I also love this passage:

I realized that I had survived [the loss]… Even though I still felt a constant ache, I seemed unknowingly to have traveled a little distance  away from that first unbearable pain…

And yet, just two nights later, I had one of those dreamlike thoughts that drift past as you’re falling asleep. Why! I thought. Dorothy hasn’t phoned me lately!

…But then I came fully awake and I thought, Oh. She’s dead. And it wasn’t any easier than it had been at the very beginning.
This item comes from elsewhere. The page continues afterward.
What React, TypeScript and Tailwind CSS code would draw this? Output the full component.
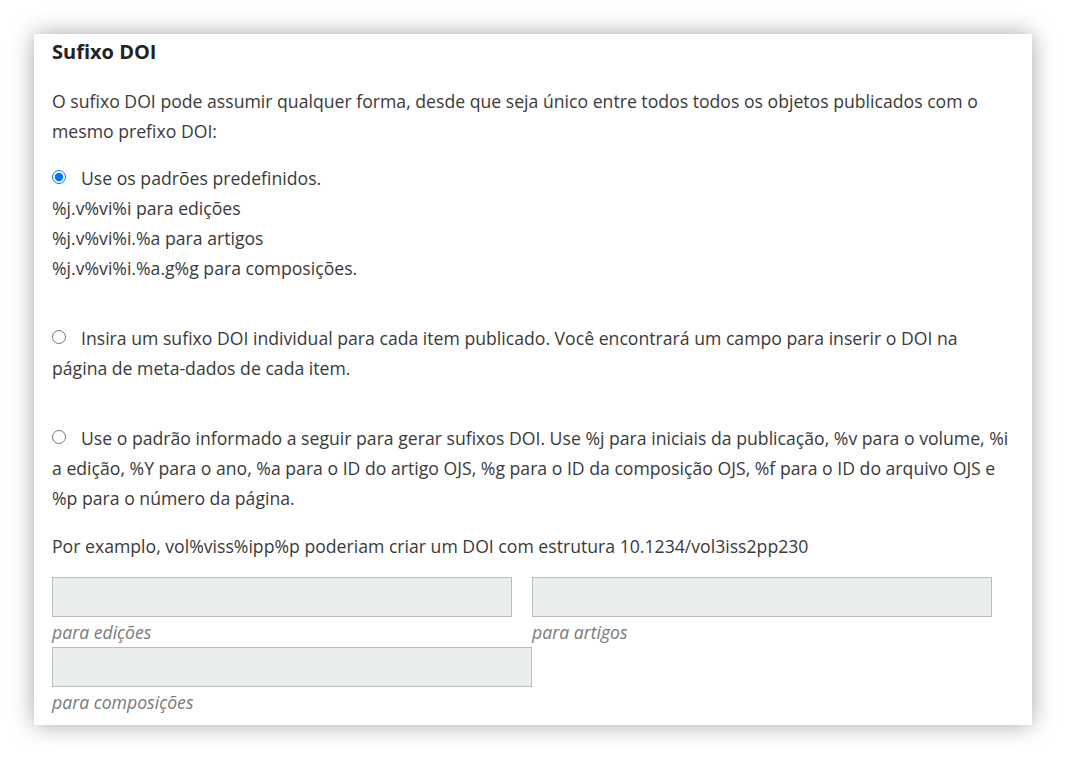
import React from "react";

export default function App() {
  return (
    <div className="min-h-[760px] w-full bg-white pt-[34px] pl-[34px]" style={{ fontFamily: '"Open Sans", "Noto Sans", sans-serif' }}>
      <div className="w-[998px] bg-white shadow-[0_0_22px_rgba(0,0,0,0.35)] px-[18px] pt-[3px] pb-[8px] text-[17.65px] leading-[30px] text-[#3a3a3a]">
        <div className="text-[20px] font-bold text-[#222] leading-[30px]">Sufixo DOI</div>
        <p className="mt-[19px]">
          O sufixo DOI pode assumir qualquer forma, desde que seja único entre todos todos os objetos publicados com o mesmo prefixo DOI:
        </p>
        <div className="mt-[17px]">
          <label className="block">
            <input type="radio" name="suffix" defaultChecked className="m-0 mr-[15px] w-[14px] h-[14px] align-[1px]" />
            Use os padrões predefinidos.
          </label>
          <div>%j.v%vi%i para edições</div>
          <div>%j.v%vi%i.%a para artigos</div>
          <div>%j.v%vi%i.%a.g%g para composições.</div>
        </div>
        <label className="block mt-[40px]">
          <input type="radio" name="suffix" className="m-0 mr-[15px] w-[14px] h-[14px] align-[1px]" />
          Insira um sufixo DOI individual para cada item publicado. Você encontrará um campo para inserir o DOI na página de meta-dados de cada item.
        </label>
        <label className="block mt-[40px]">
          <input type="radio" name="suffix" className="m-0 mr-[15px] w-[14px] h-[14px] align-[1px]" />
          Use o padrão informado a seguir para gerar sufixos DOI. Use %j para iniciais da publicação, %v para o volume, %i a edição, %Y para o ano, %a para o ID do artigo OJS, %g para o ID da composição OJS, %f para o ID do arquivo OJS e %p para o número da página.
        </label>
        <p className="mt-[18px]">Por examplo, vol%viss%ipp%p poderiam criar um DOI com estrutura 10.1234/vol3iss2pp230</p>
        <div className="mt-[16px] flex gap-[20px]">
          <div className="w-[460px]">
            <input type="text" className="block w-full h-[40px] bg-[#e9edee] border border-[#bcbcbc] outline-none" />
            <div className="italic text-[#7a7a7a] leading-[30px]">para edições</div>
          </div>
          <div className="w-[460px]">
            <input type="text" className="block w-full h-[40px] bg-[#e9edee] border border-[#bcbcbc] outline-none" />
            <div className="italic text-[#7a7a7a] leading-[30px]">para artigos</div>
          </div>
        </div>
        <div className="w-[480px]">
          <input type="text" className="block w-full h-[40px] bg-[#e9edee] border border-[#bcbcbc] outline-none" />
          <div className="italic text-[#7a7a7a] leading-[30px]">para composições</div>
        </div>
      </div>
    </div>
  );
}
Ever had that happen to you? It sucks.

Coming to terms with Dorothy’s death also means coming to terms with her life, and with their life together. Right after her death is Aaron’s realization that all the idiosyncrasies that had bothered him actually aren’t a big deal after all, and it takes time before he can step back enough to get a more realistic, balanced view of their life together. We meet Dorothy through Aaron’s memories, and through his perception of her after death, and it is through meeting both versions of Dorothy that we learn about Aaron. To be honest, I don’t think I ended up actually liking either character (Dorothy’s really cold, and Aaron, for all his desire for independence, is really needy), but I did believe in them. Tyler makes them feel real.

I wasn’t too happy with the turn the plot took towards the end, but by the time I finished the book, the ending did feel right. I also love the subplots involving the other characters — as anyone who grieves is forced to learn, other people’s lives go on, even while yours feels at a standstill. Seeing other people fall in love is both touching and bittersweet, as we view it through Aaron’s eyes.

The Beginner’s Goodbye is a short book, only about 200 pages, which reminds me of Julian Barnes’ Sense of an Ending. No similarities in the story or writing style, and the Barnes book had much more dramatic twists than Tyler’s. But, similar to Sense of an EndingThe Beginner’s Goodbye is a lazy afternoon read that delivers an emotional punch.